Requirement ▸
Report how many lines of the following entries include the string "components"; respond with the number alone.

Working data ▸

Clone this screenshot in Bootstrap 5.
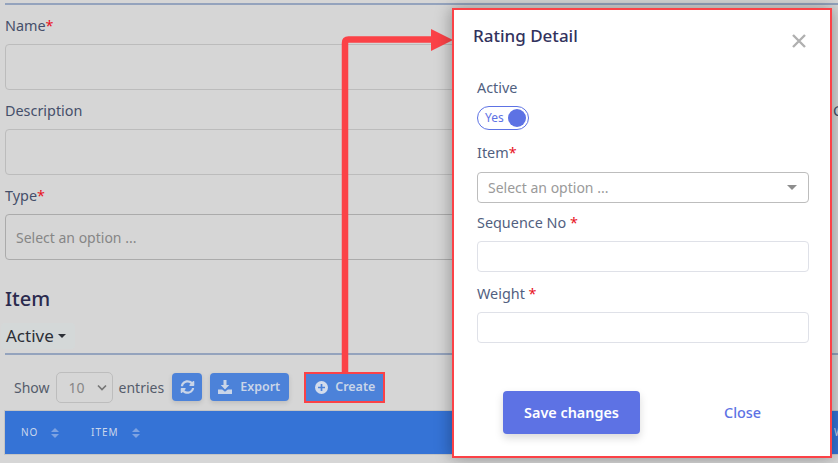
<!doctype html>
<html lang="en"><head><meta charset="utf-8">
<link href="https://cdn.jsdelivr.net/npm/bootstrap@5.3.0/dist/css/bootstrap.min.css" rel="stylesheet">
<style>
html,body{height:100%;}
body{font-family:"Noto Sans","Open Sans",sans-serif;background:#d6d6d6;color:#4d5469;font-size:14px;overflow:hidden;position:relative;width:838px;height:463px;}
.stage{padding:3px 0 0 5px;width:838px;height:463px;overflow:hidden;}
.rule{height:2px;background:#94a3bd;width:900px;}
.flabel{font-size:14.4px;line-height:20px;color:#454f6a;margin:0;}
.flabel-first{margin-top:11px;}
.req{color:#e8101c;}
.field-a{height:46px;width:800px;border:1px solid #bcbcbc;border-radius:4px;margin-top:8px;margin-bottom:11px;}
.field-a.tall{font-size:14px;color:#868686;padding:0 10px;margin-bottom:0;display:flex;align-items:center;border-color:#ababab;}
.sec-title{font-size:20px;line-height:28px;font-weight:500;color:#2a2a4e;margin:25px 0 10px;}
.chip{display:flex;width:fit-content;align-items:center;gap:4px;margin-left:-4px;padding:0 9px 0 5px;height:26px;background:#d4d8d8;border-radius:4px;font-size:17px;color:#2c2f36;}
.caret{width:0;height:0;border-left:4px solid transparent;border-right:4px solid transparent;border-top:4px solid #2c2f36;}
.rule2{margin-top:4px;}
.toolrow{height:30px;margin-top:17px;padding-left:9px;width:600px;font-size:14px;color:#555c6b;}
.lensel{width:57px;height:31px;border:1px solid #bdbdbd;border-radius:5px;display:flex;align-items:center;justify-content:space-between;padding:0 5px 0 12px;color:#868686;margin:0 6px 0 6px;}
.tbtn{background:#4c82d9;color:#c9d5e8;border-radius:4px;height:28px;font-size:12.5px;font-weight:600;display:flex;align-items:center;box-shadow:0 2px 5px rgba(0,0,0,.12);}
.tb-r{width:30px;justify-content:center;margin-left:8px;}
.tb-e{width:79px;padding-left:8px;gap:8px;margin-left:8px;}
.tb-c{width:81px;height:31px;padding-left:9px;gap:7px;margin-left:15px;border:2px solid #fb4247;border-radius:0;box-shadow:none;}
.thead-bar{background:#3573d6;height:43px;width:900px;margin-top:9px;display:flex;align-items:center;color:#cbd7ec;font-size:10px;letter-spacing:1px;position:relative;box-shadow:0 0 0 1px #c4c4c4;}
.th1{margin-left:16px;display:flex;gap:13px;align-items:center;width:70px;}
.th2{display:flex;gap:13px;align-items:center;}
.th3{position:absolute;left:829px;}
.side{position:absolute;left:826px;top:101px;font-size:14.4px;line-height:20px;color:#454f6a;padding-left:7px;}
.dialog{position:absolute;left:452px;top:8px;width:380px;height:450px;background:#fff;border:2px solid #fb4247;box-shadow:-4px 0 14px rgba(0,0,0,.18),4px 0 14px rgba(0,0,0,.18);padding:0 21px 0 23px;}
.dlg-title{font-size:17px;line-height:22px;font-weight:500;color:#32325d;margin:0;}
.dlg-head{padding-top:15px;position:relative;height:68px;margin-left:-4px;}
.xbtn{position:absolute;right:3px;top:24px;width:14px;height:14px;background:none;border:0;padding:0;line-height:0;}
.mlabel{font-size:14.4px;line-height:20px;color:#525f7f;margin:0;}
.toggle{width:52px;height:24px;border:1px solid #5d72e4;border-radius:12px;margin:8px 0 13px;display:flex;align-items:center;justify-content:space-between;padding:0 2px 0 7px;font-size:12px;color:#5d72e4;}
.knob{width:18px;height:18px;border-radius:50%;background:#5d72e4;}
.msel{height:31px;border:1px solid #bdbdbd;border-radius:4px;margin:9px 0 10px;display:flex;align-items:center;justify-content:space-between;padding:0 11px 0 10px;color:#9a9a9a;font-size:14px;}
.tri{width:0;height:0;border-left:5px solid transparent;border-right:5px solid transparent;border-top:5px solid #8d8d8d;}
.minput{height:31px;border:1px solid #dfe1e8;border-radius:4px;margin-top:8px;margin-bottom:12px;}
.footrow{margin-top:48px;margin-left:26px;}
.btn.save{background:#5d72e4;border:0;color:#fff;font-size:14.4px;font-weight:600;width:137px;height:43px;border-radius:4px;box-shadow:0 4px 8px rgba(0,0,0,.15);padding:0;}
.btn.closeb{background:none;border:0;color:#5d72e4;font-size:14.4px;font-weight:500;padding:0;width:37px;height:43px;margin-left:84px;}
.arrow{position:absolute;left:0;top:0;pointer-events:none;}
</style></head><body>
<div class="stage">
  <div class="rule"></div>
  <p class="flabel flabel-first">Name<span class="req">*</span></p>
  <div class="field-a"></div>
  <p class="flabel">Description</p>
  <div class="field-a"></div>
  <p class="flabel">Type<span class="req">*</span></p>
  <div class="field-a tall">Select an option ...</div>
  <h2 class="sec-title">Item</h2>
  <div class="chip">Active<span class="caret"></span></div>
  <div class="rule rule2"></div>
  <div class="toolrow d-flex align-items-center">
    <span>Show</span>
    <div class="lensel"><span>10</span><svg width="10" height="7" viewBox="0 0 10 7"><path d="M1 1.500l4 4 4-4" fill="none" stroke="#777" stroke-width="1.700"/></svg></div>
    <span>entries</span>
    <div class="tbtn tb-r"><svg width="15" height="14" viewBox="0 0 512 512" fill="#c9d5e8"><path d="M370.7 133.3C339.5 104 298.9 88 255.800 88c-77.500 0-144.400 53.100-162.900 126.900-1.300 5.400-6.100 9.100-11.600 9.100H24.100c-7.500 0-13.200-6.800-11.800-14.200C33.900 94.900 134.800 8 256 8c66.400 0 126.800 26.100 171.300 68.700L463 41c15.100-15.100 41-4.400 41 17v134c0 13.300-10.700 24-24 24H346c-21.400 0-32.100-25.900-17-41zM32 296h134c21.400 0 32.100 25.900 17 41l-41.800 41.800c31.300 29.300 71.800 45.300 115 45.200 77.400-.1 144.300-53.100 162.800-126.800 1.300-5.400 6.100-9.100 11.600-9.100h57.300c7.500 0 13.200 6.800 11.800 14.200C478.100 417.100 377.200 504 256 504c-66.400 0-126.800-26.100-171.300-68.700L49 471c-15.100 15.100-41 4.400-41-17V320c0-13.300 10.700-24 24-24z"/></svg></div>
    <div class="tbtn tb-e"><svg width="14" height="14" viewBox="0 0 14 14" fill="#c9d5e8"><path d="M5.500 0h3v5h2.800L7 9.500 2.700 5h2.800z"/><path d="M0 9.500h4.200L7 11.800l2.800-2.300H14V14H0z"/></svg><span>Export</span></div>
    <div class="tbtn tb-c"><svg width="13" height="13" viewBox="0 0 13 13"><circle cx="6.500" cy="6.500" r="6.500" fill="#d3dcec"/><path d="M6.500 3v7M3 6.500h7" stroke="#4c82d9" stroke-width="1.700"/></svg><span>Create</span></div>
  </div>
  <div class="thead-bar">
    <div class="th1"><span>NO</span><svg width="8" height="10" viewBox="0 0 8 10" fill="#7ea3e2"><path d="M4 0l4 4H0zM4 10L0 6h8z"/></svg></div>
    <div class="th2"><span>ITEM</span><svg width="8" height="10" viewBox="0 0 8 10" fill="#7ea3e2"><path d="M4 0l4 4H0zM4 10L0 6h8z"/></svg></div>
    <span class="th3">WEIGHT</span>
  </div>
</div>
<div class="side">Code</div>
<svg class="arrow" width="460" height="380" viewBox="0 0 460 380"><path d="M345 372V43q0-3.500 3.500-3.500H433" fill="none" stroke="#fb4247" stroke-width="6.500"/><path d="M431 29l22 11-22 11z" fill="#fb4247"/></svg>
<div class="dialog">
  <div class="dlg-head"><h5 class="dlg-title">Rating Detail</h5>
    <button class="xbtn" aria-label="Close"><svg width="14" height="14" viewBox="0 0 14 14"><path d="M1 1l12 12M13 1L1 13" stroke="#b0b0b0" stroke-width="2.400"/></svg></button></div>
  <p class="mlabel">Active</p>
  <div class="toggle"><span>Yes</span><span class="knob"></span></div>
  <p class="mlabel">Item<span class="req">*</span></p>
  <div class="msel"><span>Select an option ...</span><span class="tri"></span></div>
  <p class="mlabel">Sequence No <span class="req">*</span></p>
  <div class="minput"></div>
  <p class="mlabel">Weight <span class="req">*</span></p>
  <div class="minput"></div>
  <div class="d-flex footrow"><button class="btn save">Save changes</button><button class="btn closeb">Close</button></div>
</div>
</body></html>
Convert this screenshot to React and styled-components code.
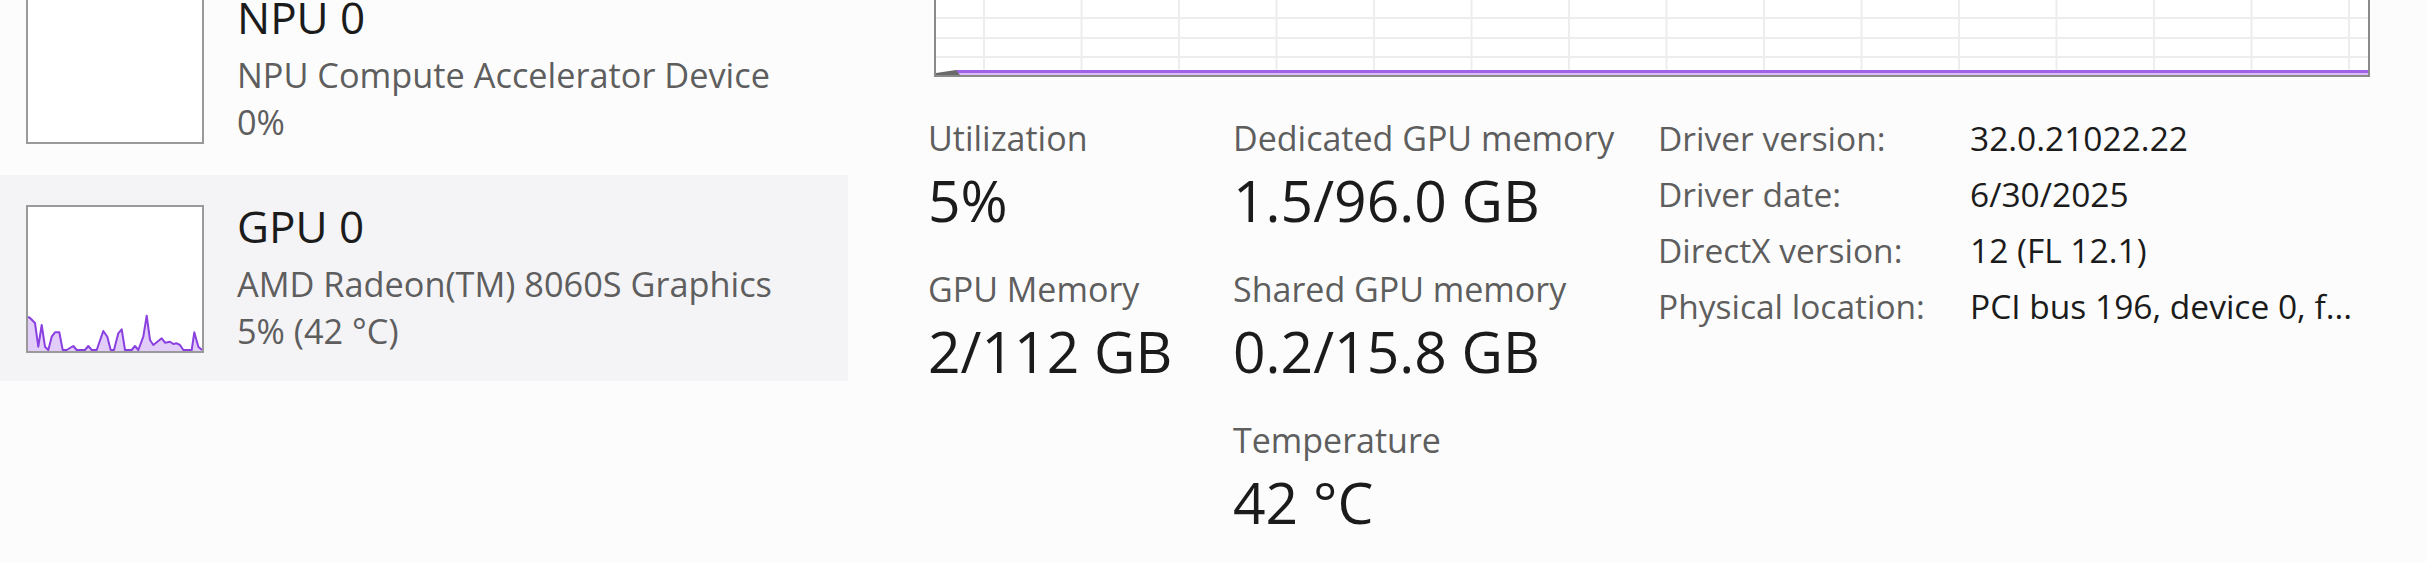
import React from 'react'
import styled, { createGlobalStyle } from 'styled-components'

const GlobalStyle = createGlobalStyle`
  html, body {
    margin: 0;
    padding: 0;
    background: #fcfcfc;
    overflow: hidden;
  }
  body {
    font-family: "Open Sans", "Noto Sans", sans-serif;
  }
`

const Page = styled.div`
  display: flex;
  width: 2426px;
  height: 562px;
  overflow: hidden;
`

const Sidebar = styled.div`
  width: 848px;
  flex-shrink: 0;
  overflow: hidden;
`

const DeviceList = styled.div`
  display: flex;
  flex-direction: column;
  gap: 3px;
  margin-top: -34px;
`

const DeviceItem = styled.div`
  display: flex;
  align-items: flex-start;
  height: 206px;
  padding-left: 26px;
  background: ${p => (p.$selected ? '#f4f3f6' : 'transparent')};
`

const Thumb = styled.div`
  width: 178px;
  height: 148px;
  margin-top: 30px;
  box-sizing: border-box;
  border: 2px solid #9a9a9a;
  background: #fff;
  flex-shrink: 0;
  svg { display: block; }
`

const DeviceText = styled.div`
  display: flex;
  flex-direction: column;
  margin-left: 33px;
  padding-top: 26px;
`

const DeviceName = styled.div`
  font-size: 44px;
  line-height: 50px;
  color: #1b1b1b;
  margin-bottom: 9px;
`

const DeviceDetail = styled.div`
  font-size: 34.3px;
  line-height: 47px;
  color: #5e5e5e;
  white-space: nowrap;
`

const Main = styled.div`
  flex: 1;
  display: flex;
  flex-direction: column;
  padding-left: 80px;
`

const Chart = styled.div`
  margin-left: 6px;
  width: 1436px;
  height: 77px;
  box-sizing: border-box;
  border: 2px solid #8a8a8a;
  border-top: none;
  background: #fff;
  svg { display: block; }
`

const StatsRow = styled.div`
  display: flex;
  align-items: flex-start;
  margin-top: 41px;
`

const StatColumn = styled.div`
  display: flex;
  flex-direction: column;
  gap: 36px;
  width: ${p => p.$width}px;
  flex-shrink: 0;
`

const Stat = styled.div`
  display: flex;
  flex-direction: column;
`

const StatLabel = styled.div`
  font-size: 34px;
  line-height: 40px;
  color: #5e5e5e;
  white-space: nowrap;
`

const StatValue = styled.div`
  font-size: 57px;
  line-height: 66px;
  margin-top: 9px;
  color: #1b1b1b;
  white-space: nowrap;
`

const InfoTable = styled.div`
  display: grid;
  grid-template-columns: 312px auto;
  align-content: start;
  row-gap: 16px;
  font-size: 33.5px;
  line-height: 40px;
  white-space: nowrap;
`

const InfoKey = styled.div`
  color: #5e5e5e;
`

const InfoVal = styled.div`
  color: #1b1b1b;
`

const gpuPoints = [
  [0, 110], [2, 111], [7, 116], [10.3, 139.7], [13.7, 118], [17, 139.7], [20.3, 143],
  [23.7, 129.7], [27, 125.3], [31.3, 125.3], [34.7, 143], [38.7, 143], [45.3, 139],
  [48.7, 143], [57, 143], [60.3, 139], [63.7, 143], [68.7, 143], [75.3, 124],
  [79.3, 129.7], [82.7, 143], [86, 143], [90.3, 126.3], [93.7, 122.3], [97, 143],
  [103.7, 143], [107, 139], [110.3, 143], [115.3, 129.7], [118.7, 108.7], [122, 133],
  [125.3, 138], [133.7, 131.3], [137, 135.7], [142, 134.7], [145.3, 137], [148.7, 136.3],
  [152, 138], [155.3, 143], [163.7, 143], [166.3, 125.3], [170.3, 139.7], [174, 143],
]

const MiniGraph = ({ points }) => {
  const line = points.map(p => p.join(',')).join(' ')
  const area = `0,144 ${line} 174,144`
  return (
    <svg width="174" height="144" viewBox="0 0 174 144">
      <polygon points={area} fill="#e2cdf8" />
      <polyline points={line} fill="none" stroke="#8a3fe0" strokeWidth="2" strokeLinejoin="round" />
    </svg>
  )
}

const MainGraph = () => {
  const cols = Array.from({ length: 15 }, (_, i) => 48 + i * 97.5)
  const rows = [18, 38, 57]
  return (
    <svg width="1432" height="75" viewBox="0 0 1432 75">
      {rows.map(y => (
        <line key={y} x1="0" x2="1432" y1={y} y2={y} stroke="#ededed" strokeWidth="2" />
      ))}
      {cols.map(x => (
        <line key={x} x1={x} x2={x} y1="0" y2="75" stroke="#ededed" strokeWidth="2" />
      ))}
      <rect x="20" y="70" width="1412" height="5" fill="#d6bbf5" />
      <line x1="20" x2="1432" y1="71.5" y2="71.5" stroke="#a060e8" strokeWidth="3" />
      <polygon points="0,75 0,73 20,70 24,75" fill="#6a6a6a" />
    </svg>
  )
}

const devices = [
  { name: 'NPU 0', detail: 'NPU Compute Accelerator Device', usage: '0%', points: null },
  { name: 'GPU 0', detail: 'AMD Radeon(TM) 8060S Graphics', usage: '5% (42 °C)', points: gpuPoints, selected: true },
]

const App = () => (
  <>
    <GlobalStyle />
    <Page>
      <Sidebar>
        <DeviceList>
          {devices.map(d => (
            <DeviceItem key={d.name} $selected={d.selected}>
              <Thumb>{d.points && <MiniGraph points={d.points} />}</Thumb>
              <DeviceText>
                <DeviceName>{d.name}</DeviceName>
                <DeviceDetail>{d.detail}</DeviceDetail>
                <DeviceDetail>{d.usage}</DeviceDetail>
              </DeviceText>
            </DeviceItem>
          ))}
        </DeviceList>
      </Sidebar>
      <Main>
        <Chart>
          <MainGraph />
        </Chart>
        <StatsRow>
          <StatColumn $width={305}>
            <Stat>
              <StatLabel>Utilization</StatLabel>
              <StatValue>5%</StatValue>
            </Stat>
            <Stat>
              <StatLabel>GPU Memory</StatLabel>
              <StatValue>2/112 GB</StatValue>
            </Stat>
          </StatColumn>
          <StatColumn $width={425}>
            <Stat>
              <StatLabel>Dedicated GPU memory</StatLabel>
              <StatValue>1.5/96.0 GB</StatValue>
            </Stat>
            <Stat>
              <StatLabel>Shared GPU memory</StatLabel>
              <StatValue>0.2/15.8 GB</StatValue>
            </Stat>
            <Stat>
              <StatLabel>Temperature</StatLabel>
              <StatValue>42 °C</StatValue>
            </Stat>
          </StatColumn>
          <InfoTable>
            <InfoKey>Driver version:</InfoKey>
            <InfoVal>32.0.21022.22</InfoVal>
            <InfoKey>Driver date:</InfoKey>
            <InfoVal>6/30/2025</InfoVal>
            <InfoKey>DirectX version:</InfoKey>
            <InfoVal>12 (FL 12.1)</InfoVal>
            <InfoKey>Physical location:</InfoKey>
            <InfoVal>PCI bus 196, device 0, f...</InfoVal>
          </InfoTable>
        </StatsRow>
      </Main>
    </Page>
  </>
)

export default App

Task solution ▸
2